Find the value of $k$ for which the following system of equations has no solution:
$x\ +\ 2y\ =\ 0$$2x\ +\ ky\ =\ 5$

Given: 

The given system of equations is:

$x\ +\ 2y\ =\ 0$

$2x\ +\ ky\ =\ 5$

To do: 

We have to find the value of $k$ for which the given system of equations has no solution.

Solution:

The given system of equations can be written as:

$x\ +\ 2y\ =0$

$2x\ +\ ky\ -\ 5=0$

The standard form of system of equations of two variables is $a_{1} x+b_{1} y+c_{1}=0$ and $a_{2} x+b_{2} y-c_{2}=0$.

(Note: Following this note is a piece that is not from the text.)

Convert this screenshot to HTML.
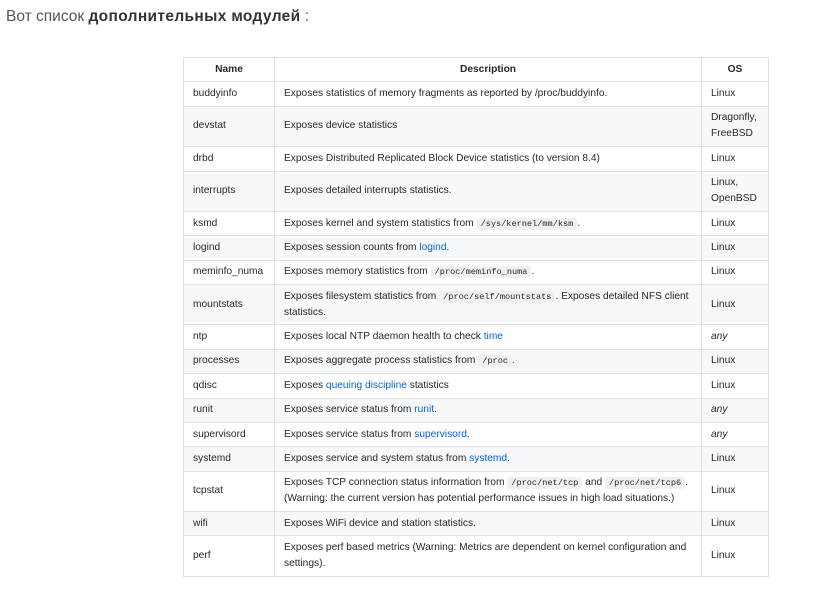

The condition for which the above system of equations has no solution is

$\frac{a_{1}}{a_{2}} \ =\frac{b_{1}}{b_{2}} ≠ \frac{c_{1}}{c_{2}} \ $

Comparing the given system of equations with the standard form of equations, we have,

$a_1=1, b_1=2, c_1=0$ and $a_2=2, b_2=k, c_2=-5$

Therefore,

$\frac{1}{2}=\frac{2}{k}≠\frac{0}{-5}$

$\frac{1}{2}=\frac{2}{k}≠0$

$\frac{1}{2}=\frac{2}{k}$

$k\times1=2\times2$

$k=4$

The value of $k$ for which the given system of equations has no solution is $4$.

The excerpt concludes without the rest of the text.